ARTICLE 62.  Every male resident of the Kingdom, of Hawaiian, American, or European birth or descent, who shall have taken an oath to support the Constitution and laws in the manner provided for electors of Nobles; who shall have paid his taxes; who shall have attained the age of twenty years; and shall have domiciled in the Kingdom for one year immediately preceding the election; and shall know how to read and write the Hawaiian, English or some European language, (if born since the year 1840) and shall have caused his name to be entered on the list of voters of his district as may be provided by law, shall be entitled to one vote for the Representative or Representatives of that district …

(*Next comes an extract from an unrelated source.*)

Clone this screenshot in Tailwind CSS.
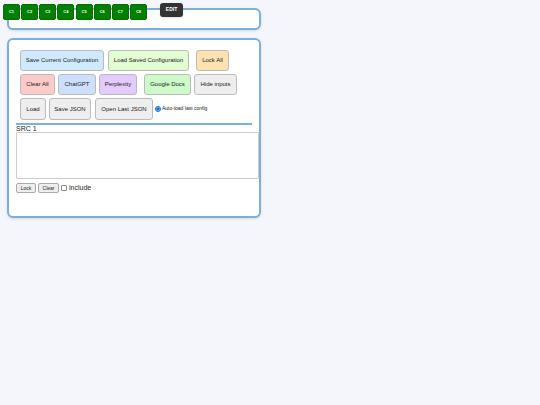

ARTICLE 82.  Any amendment or amendments to this Constitution may be proposed in the Legislature, and if the same shall be agreed to by a majority of the members thereof, such proposed amendment or amendments shall be entered on its journal, with the yeas and nays taken thereon, and referred to the next Legislature; which proposed amendment or amendments shall be published for three months previous to the next election of Representatives and Nobles; and if in the next Legislature such proposed amendment or amendments shall be agreed to by two-thirds of all the members of the Legislature, such amendment or amendments shall become part of the Constitution of this Kingdom.

Questions:

  1. The Hawaiians were especially upset that their King’s powers were greatly diminished.  Which passages diminished the King’s powers?  How?

  2. The Hawaiians were also upset at the composition of the House of Nobles.  Which passages do you think were particularly upsetting?  How and why?

  3. The privilege of voting was also a point of contention for Hawaiians.  Which passages describe voting?  How and why do you think the Hawaiians were angry about these provisions?

  4. What do you believe were the major goals of the authors of the Bayonet Constitution?